No filme, assim como foi na vida real, a consideração pelas vidas judias, ciganas e de outros grupos aprisionados em Auschwitz tem que ser feita nas sombras, disfarçada, e nunca confessada abertamente. Assim como a violência e o horror do campo, ela aparece no filme apenas de forma pontual, ocupando um pequeno espaço num todo bastante opressivo.


Tal elemento está presente, por exemplo, em cenas paralelas, à noite, quando uma menina - que nunca recebe nome no filme - entra escondida em Auschwitz de bicicleta para deixar maçãs para os prisioneiros. Ela e sua família, inclusive, são baseadas em pessoas reais que ajudaram os aprisionados do campo. 


Todas as suas cenas são apresentadas em imagem de negativo, uma escolha estética que, propositalmente, causa estranhamento, mas que é coerente.
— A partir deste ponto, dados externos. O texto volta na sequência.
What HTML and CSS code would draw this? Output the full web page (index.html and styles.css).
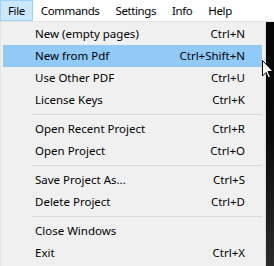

Afinal, há um grande contraste entre os dias ensolarados e floridos na residência Hoss, ausentes de qualquer empatia, e as perigosas saídas noturnas de amparo às vítimas. 



O Interesse


“Zona de Interesse” cumpre com louvor o interesse de retratar o Holocausto e os horrores dos campos de concentração sob uma nova ótica. Não como uma simples tragédia ou como algo feito por “monstros”, mas sim como obra de mãos bastante humanas. Mãos de pessoas que sabiam muito bem o que estavam fazendo e viam na derrocada dos grupos perseguidos sua possibilidade de ascensão, tanto material quanto como sujeitos. 


Os recursos visuais e sonoros empregados no filme não permitem que o espectador observe uma dramatização dos terrores dos campos, mas sim, que sinta toda a sua gravidade e também sua naturalização por parte dos nazistas. Jonathan Glazer considera, de forma certeira, que o horror por si só é suficiente para sensibilizar e nos fazer entender o que realmente aconteceu, sem necessidade de narrativas mais tradicionais. 


É fato que o filme pode se mostrar desafiador em alguns momentos para boa parte do público não ter uma história bem-definida - sendo focado mais no cotidiano dos Hoss - e também por algumas repetições no modo como tenta passar seu ponto. Porém, trata-se de um filme que atinge o objetivo proposto: levar o horror até nós e mostrar o triunfo que quem o criou extraia dele.